• **GIVEN REQUEST**:
Which lines hold the word "styles"? Copy each one.

• **DATA TO USE**:
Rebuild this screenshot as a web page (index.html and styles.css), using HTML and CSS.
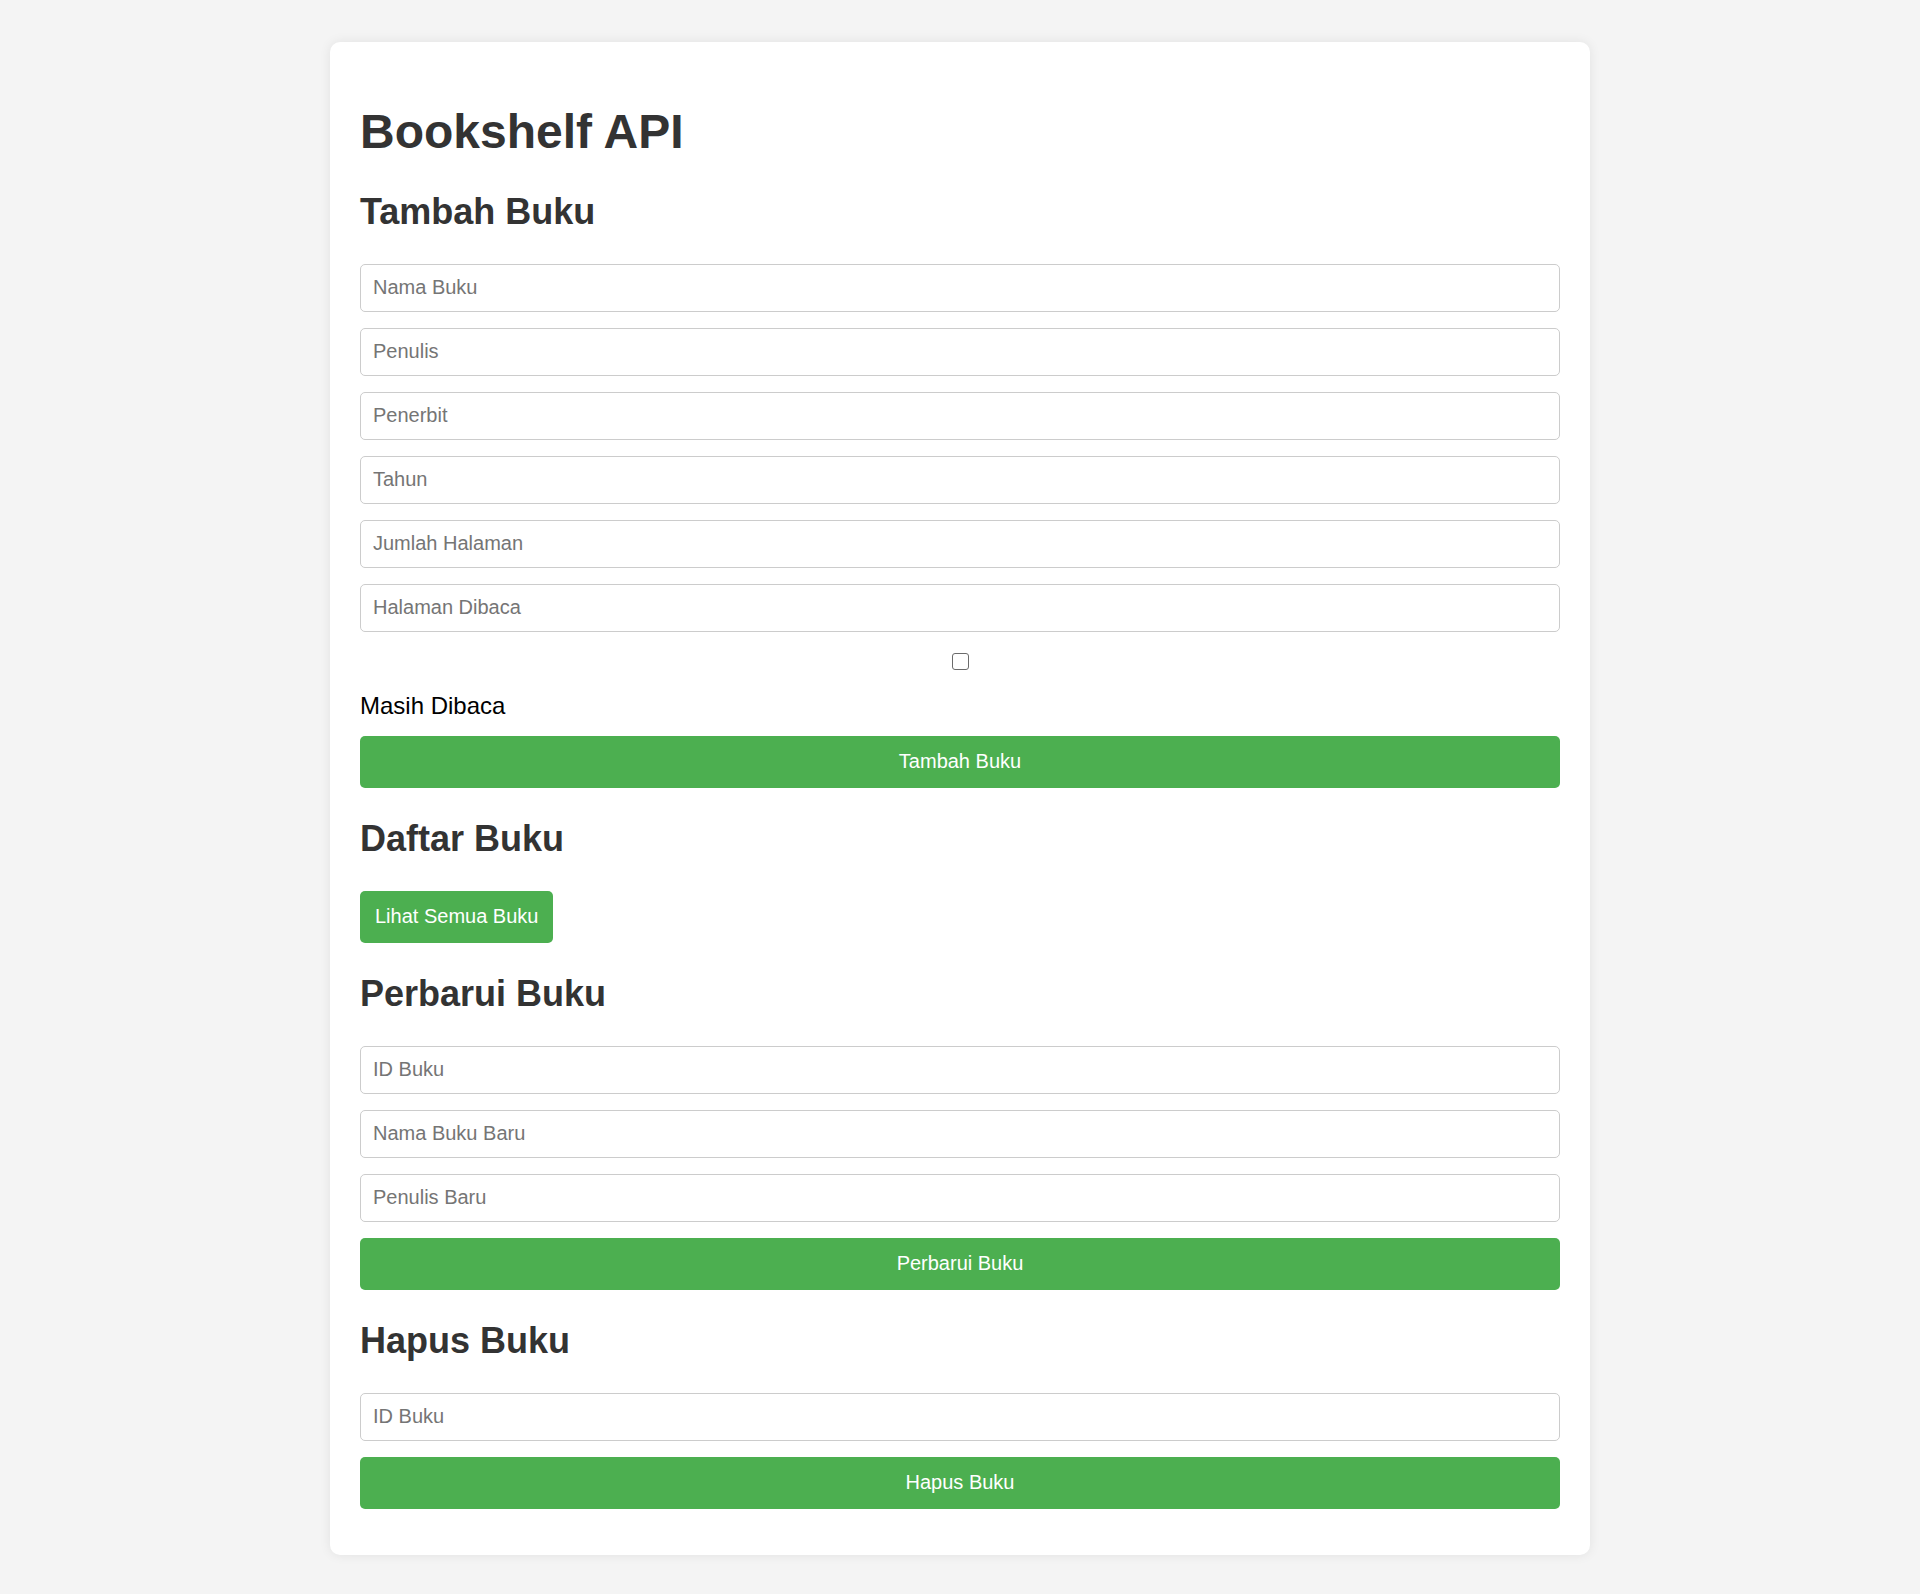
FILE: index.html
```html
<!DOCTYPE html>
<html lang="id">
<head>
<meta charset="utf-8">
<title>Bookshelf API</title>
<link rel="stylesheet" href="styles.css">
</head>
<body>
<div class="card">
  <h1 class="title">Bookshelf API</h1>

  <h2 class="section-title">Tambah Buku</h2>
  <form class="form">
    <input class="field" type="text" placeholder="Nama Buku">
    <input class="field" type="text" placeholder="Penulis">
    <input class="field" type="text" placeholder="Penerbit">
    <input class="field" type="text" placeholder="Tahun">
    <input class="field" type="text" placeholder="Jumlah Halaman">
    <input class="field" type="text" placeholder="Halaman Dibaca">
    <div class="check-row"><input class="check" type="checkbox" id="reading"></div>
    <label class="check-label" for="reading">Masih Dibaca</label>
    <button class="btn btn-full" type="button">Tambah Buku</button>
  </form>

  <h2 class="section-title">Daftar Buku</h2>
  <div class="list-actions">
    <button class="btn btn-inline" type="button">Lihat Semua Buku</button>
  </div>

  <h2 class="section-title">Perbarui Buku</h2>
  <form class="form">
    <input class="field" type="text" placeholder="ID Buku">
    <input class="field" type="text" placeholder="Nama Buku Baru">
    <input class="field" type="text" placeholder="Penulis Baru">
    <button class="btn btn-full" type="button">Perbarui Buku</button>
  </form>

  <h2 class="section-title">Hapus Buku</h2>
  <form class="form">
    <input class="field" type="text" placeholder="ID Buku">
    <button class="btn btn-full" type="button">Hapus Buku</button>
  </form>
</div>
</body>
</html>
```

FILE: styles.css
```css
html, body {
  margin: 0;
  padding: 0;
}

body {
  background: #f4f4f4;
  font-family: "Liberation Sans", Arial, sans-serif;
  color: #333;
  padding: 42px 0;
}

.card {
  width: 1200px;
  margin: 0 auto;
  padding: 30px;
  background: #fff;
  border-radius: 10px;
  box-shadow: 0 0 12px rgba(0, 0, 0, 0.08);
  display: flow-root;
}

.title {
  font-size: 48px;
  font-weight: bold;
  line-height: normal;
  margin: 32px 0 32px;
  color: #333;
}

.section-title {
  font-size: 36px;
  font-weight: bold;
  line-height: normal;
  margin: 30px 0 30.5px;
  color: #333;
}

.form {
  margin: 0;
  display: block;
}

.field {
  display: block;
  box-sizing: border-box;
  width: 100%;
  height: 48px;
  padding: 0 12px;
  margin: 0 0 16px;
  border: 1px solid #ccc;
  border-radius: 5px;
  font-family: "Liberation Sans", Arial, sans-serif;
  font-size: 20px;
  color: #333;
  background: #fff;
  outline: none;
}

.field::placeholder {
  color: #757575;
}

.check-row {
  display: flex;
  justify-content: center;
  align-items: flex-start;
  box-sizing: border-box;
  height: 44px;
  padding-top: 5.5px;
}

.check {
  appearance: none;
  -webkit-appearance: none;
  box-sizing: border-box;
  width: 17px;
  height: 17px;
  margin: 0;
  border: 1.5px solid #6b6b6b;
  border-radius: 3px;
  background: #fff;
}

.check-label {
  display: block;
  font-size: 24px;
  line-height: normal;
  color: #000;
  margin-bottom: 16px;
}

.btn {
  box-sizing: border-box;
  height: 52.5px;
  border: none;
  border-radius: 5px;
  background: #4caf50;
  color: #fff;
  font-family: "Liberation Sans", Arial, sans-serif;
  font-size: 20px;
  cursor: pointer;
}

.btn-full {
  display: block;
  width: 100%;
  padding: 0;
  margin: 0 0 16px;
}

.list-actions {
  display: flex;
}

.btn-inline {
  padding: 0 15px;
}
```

* * *

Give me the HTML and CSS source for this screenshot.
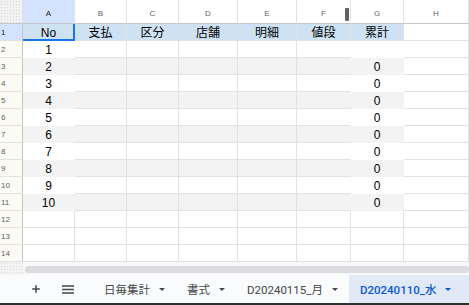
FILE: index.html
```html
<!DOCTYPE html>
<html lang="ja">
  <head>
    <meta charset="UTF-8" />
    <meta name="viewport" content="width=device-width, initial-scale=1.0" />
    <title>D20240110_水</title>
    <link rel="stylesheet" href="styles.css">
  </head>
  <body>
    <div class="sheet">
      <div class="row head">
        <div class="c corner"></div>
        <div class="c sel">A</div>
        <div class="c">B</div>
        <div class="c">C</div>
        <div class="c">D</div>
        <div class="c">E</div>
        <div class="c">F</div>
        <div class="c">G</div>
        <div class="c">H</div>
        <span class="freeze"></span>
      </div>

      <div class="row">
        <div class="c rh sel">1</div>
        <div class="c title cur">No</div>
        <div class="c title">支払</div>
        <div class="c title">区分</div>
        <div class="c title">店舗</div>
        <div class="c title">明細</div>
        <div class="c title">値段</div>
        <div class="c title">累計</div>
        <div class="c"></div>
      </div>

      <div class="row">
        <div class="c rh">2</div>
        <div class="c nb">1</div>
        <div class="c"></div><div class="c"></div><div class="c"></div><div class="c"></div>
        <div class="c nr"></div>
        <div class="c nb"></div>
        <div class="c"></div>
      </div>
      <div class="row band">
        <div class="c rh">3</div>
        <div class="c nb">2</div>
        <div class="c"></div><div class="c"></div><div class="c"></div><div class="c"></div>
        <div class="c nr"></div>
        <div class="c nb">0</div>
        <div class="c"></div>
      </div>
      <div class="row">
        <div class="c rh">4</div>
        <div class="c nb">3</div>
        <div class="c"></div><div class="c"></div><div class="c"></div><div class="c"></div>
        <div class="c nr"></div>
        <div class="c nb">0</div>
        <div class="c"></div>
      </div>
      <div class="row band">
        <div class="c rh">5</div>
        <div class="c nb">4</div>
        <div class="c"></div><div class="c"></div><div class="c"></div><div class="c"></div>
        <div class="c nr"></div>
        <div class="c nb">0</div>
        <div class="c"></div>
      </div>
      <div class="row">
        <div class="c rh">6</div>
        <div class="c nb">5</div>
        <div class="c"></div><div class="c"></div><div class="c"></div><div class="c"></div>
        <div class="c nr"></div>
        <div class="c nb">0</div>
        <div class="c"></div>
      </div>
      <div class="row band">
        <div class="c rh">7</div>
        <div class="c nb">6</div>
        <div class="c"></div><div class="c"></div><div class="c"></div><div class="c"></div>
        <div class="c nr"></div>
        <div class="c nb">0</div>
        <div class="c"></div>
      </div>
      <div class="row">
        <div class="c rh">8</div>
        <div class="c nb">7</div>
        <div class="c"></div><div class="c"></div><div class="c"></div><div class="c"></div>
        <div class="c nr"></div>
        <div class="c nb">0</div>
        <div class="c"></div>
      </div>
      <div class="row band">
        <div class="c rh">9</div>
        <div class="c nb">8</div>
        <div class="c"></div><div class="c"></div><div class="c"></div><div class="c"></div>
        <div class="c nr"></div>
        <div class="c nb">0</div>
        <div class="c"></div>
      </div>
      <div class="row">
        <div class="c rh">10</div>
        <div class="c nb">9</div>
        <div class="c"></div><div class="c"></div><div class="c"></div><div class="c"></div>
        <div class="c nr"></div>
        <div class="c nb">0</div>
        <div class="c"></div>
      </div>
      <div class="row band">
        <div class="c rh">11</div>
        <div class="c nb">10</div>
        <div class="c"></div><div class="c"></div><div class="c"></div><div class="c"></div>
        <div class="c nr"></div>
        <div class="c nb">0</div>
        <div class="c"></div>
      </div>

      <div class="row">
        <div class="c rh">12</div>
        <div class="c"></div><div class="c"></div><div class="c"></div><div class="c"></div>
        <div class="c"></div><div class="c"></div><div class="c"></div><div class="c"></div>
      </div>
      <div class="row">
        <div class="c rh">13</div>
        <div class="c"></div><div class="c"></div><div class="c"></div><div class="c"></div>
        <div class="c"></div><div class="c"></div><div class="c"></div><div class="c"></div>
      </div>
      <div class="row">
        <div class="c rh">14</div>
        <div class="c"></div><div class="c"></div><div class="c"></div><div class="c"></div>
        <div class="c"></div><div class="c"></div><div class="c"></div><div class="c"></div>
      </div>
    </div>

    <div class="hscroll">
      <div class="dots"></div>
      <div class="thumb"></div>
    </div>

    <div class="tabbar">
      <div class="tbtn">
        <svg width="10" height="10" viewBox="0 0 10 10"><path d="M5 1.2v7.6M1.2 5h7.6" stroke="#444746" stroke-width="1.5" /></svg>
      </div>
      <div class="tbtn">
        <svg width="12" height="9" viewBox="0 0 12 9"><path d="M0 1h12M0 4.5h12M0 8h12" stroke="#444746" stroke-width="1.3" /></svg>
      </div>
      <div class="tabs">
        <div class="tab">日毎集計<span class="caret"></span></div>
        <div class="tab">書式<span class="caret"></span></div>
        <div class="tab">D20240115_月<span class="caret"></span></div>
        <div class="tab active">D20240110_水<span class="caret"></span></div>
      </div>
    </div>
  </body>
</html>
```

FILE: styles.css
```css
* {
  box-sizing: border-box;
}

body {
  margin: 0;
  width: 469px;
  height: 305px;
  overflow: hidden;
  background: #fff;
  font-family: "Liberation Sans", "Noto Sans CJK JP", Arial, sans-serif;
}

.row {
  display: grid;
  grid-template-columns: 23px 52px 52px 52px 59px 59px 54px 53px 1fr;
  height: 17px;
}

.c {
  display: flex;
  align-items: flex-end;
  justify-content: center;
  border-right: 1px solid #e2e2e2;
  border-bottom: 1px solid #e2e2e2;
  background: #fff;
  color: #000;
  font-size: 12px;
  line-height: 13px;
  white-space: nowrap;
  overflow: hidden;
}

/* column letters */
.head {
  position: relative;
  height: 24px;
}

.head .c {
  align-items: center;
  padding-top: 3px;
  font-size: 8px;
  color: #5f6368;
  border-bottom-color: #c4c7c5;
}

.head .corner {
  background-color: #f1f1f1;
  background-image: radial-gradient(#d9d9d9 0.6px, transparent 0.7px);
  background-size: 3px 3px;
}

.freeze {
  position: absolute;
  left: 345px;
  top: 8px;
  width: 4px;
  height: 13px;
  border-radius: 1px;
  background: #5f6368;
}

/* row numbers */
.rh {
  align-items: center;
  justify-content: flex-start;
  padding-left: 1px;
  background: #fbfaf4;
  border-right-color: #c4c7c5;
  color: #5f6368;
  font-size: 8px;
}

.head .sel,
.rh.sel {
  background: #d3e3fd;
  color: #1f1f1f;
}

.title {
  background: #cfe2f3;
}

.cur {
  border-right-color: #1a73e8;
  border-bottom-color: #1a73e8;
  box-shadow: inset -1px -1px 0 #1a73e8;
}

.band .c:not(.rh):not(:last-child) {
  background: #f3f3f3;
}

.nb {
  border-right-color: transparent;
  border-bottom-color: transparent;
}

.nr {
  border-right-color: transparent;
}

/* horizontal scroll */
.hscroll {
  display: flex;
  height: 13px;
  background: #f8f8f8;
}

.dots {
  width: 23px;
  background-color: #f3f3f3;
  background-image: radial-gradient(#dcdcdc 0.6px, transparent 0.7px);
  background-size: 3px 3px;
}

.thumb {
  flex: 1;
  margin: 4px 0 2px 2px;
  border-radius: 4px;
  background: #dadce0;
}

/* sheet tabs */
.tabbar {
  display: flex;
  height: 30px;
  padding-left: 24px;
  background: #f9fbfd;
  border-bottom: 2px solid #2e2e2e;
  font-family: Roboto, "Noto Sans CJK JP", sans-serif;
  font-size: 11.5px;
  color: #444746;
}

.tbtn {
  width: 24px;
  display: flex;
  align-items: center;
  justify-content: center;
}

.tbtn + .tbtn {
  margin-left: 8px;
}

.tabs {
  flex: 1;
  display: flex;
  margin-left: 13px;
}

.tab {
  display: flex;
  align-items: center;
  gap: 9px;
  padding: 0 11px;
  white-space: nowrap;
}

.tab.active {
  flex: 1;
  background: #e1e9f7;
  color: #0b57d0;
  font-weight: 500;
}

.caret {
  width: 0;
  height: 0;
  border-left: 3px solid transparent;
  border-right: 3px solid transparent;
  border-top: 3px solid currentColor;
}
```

• **OUTPUT BELOW**:
Rebuild this screenshot as a web page (index.html and styles.css), using HTML and CSS.
<link rel="stylesheet" href="styles.css">
FILE: styles.css
    <link rel="stylesheet" href="styles.css">
FILE: styles.css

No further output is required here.